» **Stated problem**: Review the lines that follow and copy each one that contains the word "this".

» **Dataset excerpts**:
>>>>>

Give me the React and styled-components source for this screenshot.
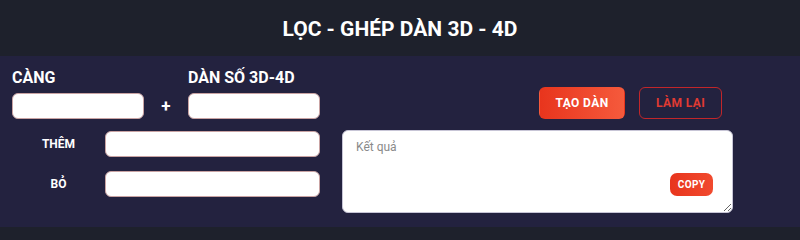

<<<<<
>>>>>

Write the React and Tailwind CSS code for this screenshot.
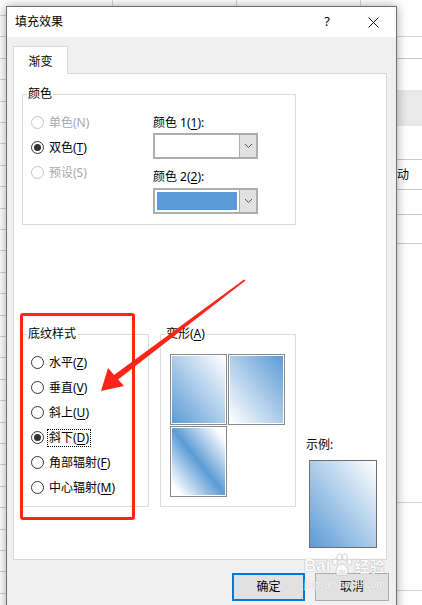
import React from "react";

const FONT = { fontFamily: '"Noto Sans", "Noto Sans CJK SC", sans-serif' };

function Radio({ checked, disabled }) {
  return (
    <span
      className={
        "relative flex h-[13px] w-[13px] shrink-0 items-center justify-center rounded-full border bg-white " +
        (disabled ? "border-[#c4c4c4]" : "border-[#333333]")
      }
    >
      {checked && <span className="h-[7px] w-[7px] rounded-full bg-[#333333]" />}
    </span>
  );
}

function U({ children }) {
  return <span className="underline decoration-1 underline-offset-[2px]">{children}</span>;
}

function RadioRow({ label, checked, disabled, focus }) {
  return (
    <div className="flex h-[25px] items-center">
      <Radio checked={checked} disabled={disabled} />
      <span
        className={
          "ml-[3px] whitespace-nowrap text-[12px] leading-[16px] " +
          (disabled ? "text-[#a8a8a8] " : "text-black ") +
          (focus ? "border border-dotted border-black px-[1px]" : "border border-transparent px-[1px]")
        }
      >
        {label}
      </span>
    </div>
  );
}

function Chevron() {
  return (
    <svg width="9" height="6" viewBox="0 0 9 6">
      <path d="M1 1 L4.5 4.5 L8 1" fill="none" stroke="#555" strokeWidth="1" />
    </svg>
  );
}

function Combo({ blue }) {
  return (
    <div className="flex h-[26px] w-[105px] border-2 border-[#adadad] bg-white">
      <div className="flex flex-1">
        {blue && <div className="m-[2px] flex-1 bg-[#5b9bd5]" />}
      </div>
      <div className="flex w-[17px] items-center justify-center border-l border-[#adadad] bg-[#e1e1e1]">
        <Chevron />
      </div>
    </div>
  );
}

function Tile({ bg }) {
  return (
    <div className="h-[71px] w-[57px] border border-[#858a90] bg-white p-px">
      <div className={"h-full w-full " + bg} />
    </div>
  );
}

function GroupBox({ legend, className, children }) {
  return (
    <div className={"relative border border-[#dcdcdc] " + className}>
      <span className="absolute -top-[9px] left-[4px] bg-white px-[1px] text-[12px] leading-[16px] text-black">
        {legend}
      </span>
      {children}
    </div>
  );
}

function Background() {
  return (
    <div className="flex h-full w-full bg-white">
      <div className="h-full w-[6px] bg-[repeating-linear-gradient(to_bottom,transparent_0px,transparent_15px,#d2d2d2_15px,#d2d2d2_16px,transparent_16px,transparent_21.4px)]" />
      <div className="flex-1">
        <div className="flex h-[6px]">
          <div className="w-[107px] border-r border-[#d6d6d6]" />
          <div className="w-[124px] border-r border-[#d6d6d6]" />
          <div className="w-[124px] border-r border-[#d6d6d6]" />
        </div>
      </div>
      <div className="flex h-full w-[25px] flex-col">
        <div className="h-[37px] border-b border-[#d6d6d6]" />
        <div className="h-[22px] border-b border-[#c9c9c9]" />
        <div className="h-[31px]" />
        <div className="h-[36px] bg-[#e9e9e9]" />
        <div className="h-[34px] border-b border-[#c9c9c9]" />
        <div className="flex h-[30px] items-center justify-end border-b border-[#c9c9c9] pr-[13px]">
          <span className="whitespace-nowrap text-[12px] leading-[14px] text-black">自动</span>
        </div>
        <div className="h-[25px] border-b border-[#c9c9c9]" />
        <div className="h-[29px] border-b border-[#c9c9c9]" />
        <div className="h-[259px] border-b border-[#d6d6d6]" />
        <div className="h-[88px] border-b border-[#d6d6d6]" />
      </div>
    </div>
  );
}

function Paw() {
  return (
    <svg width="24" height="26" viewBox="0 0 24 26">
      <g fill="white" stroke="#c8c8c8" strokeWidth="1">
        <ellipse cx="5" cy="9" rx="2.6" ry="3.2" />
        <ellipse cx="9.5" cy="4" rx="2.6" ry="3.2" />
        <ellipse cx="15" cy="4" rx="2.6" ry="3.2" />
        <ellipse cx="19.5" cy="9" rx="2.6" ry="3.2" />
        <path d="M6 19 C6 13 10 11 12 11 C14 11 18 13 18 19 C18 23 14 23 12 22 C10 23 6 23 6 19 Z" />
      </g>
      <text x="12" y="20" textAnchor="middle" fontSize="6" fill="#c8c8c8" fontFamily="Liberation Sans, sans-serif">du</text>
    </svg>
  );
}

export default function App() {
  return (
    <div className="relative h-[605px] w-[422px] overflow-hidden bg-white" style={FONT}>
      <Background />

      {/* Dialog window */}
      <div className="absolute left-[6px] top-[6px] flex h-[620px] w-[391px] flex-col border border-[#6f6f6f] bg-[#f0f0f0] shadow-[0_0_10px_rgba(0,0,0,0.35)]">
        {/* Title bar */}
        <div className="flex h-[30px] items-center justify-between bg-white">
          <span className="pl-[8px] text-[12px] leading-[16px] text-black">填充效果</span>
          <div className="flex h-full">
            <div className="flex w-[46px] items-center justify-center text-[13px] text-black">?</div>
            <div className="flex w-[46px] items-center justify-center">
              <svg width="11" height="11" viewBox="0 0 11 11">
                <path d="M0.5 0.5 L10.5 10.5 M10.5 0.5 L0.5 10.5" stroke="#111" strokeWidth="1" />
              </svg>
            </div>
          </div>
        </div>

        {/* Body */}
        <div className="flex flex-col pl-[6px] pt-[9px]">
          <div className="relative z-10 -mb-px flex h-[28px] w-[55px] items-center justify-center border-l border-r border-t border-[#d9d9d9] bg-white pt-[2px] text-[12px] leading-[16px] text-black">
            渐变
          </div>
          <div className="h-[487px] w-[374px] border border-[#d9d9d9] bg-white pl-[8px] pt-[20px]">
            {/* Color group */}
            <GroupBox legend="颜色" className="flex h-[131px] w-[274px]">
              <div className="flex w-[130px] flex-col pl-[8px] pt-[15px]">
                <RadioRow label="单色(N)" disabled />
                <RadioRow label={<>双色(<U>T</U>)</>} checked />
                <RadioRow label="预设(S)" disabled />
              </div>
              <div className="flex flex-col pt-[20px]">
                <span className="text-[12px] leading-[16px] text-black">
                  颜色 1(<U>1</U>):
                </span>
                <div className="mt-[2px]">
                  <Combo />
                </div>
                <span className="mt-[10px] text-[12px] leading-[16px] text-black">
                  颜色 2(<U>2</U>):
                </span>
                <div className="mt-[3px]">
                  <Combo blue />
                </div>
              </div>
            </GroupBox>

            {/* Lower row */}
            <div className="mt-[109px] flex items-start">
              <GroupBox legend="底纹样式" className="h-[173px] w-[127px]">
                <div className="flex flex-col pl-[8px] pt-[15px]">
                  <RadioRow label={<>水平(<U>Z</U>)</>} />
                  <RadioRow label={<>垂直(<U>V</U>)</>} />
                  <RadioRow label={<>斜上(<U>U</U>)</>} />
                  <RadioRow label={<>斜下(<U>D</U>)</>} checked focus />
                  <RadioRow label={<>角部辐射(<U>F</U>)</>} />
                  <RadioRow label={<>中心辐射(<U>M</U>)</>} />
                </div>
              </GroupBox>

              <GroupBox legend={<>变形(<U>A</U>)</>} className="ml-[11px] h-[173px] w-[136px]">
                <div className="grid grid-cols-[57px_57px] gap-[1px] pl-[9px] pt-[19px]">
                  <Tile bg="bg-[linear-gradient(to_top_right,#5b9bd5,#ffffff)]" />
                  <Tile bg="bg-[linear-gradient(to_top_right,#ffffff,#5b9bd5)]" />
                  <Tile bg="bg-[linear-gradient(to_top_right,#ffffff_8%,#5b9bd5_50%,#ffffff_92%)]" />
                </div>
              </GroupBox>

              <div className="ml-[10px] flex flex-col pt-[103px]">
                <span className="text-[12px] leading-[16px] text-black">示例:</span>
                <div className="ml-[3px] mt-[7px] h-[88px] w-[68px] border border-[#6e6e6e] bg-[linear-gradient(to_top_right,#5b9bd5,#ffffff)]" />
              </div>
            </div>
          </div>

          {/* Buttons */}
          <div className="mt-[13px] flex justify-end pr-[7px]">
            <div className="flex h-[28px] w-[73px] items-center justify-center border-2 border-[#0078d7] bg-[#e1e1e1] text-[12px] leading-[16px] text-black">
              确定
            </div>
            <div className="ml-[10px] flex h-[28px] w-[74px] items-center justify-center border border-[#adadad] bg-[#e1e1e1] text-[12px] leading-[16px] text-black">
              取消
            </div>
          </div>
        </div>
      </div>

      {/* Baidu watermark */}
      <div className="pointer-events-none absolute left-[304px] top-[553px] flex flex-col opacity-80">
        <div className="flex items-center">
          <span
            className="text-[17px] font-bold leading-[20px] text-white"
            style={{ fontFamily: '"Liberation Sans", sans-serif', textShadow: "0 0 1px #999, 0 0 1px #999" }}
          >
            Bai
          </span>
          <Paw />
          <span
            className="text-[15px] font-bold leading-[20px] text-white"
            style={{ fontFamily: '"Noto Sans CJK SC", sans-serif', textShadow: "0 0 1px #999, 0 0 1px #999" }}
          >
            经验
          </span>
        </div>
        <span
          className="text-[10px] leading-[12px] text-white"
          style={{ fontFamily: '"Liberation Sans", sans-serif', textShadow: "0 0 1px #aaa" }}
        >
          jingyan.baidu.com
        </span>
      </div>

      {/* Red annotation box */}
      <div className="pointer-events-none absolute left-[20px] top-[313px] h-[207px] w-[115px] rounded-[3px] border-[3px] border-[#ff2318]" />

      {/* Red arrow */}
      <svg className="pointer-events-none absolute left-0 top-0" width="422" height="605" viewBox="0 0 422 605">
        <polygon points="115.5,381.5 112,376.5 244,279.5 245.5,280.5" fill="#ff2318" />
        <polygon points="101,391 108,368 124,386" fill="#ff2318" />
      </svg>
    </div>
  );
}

<<<<<

» **Solution to the problem**:
Give me the React and styled-components source for this screenshot.
Write the React and Tailwind CSS code for this screenshot.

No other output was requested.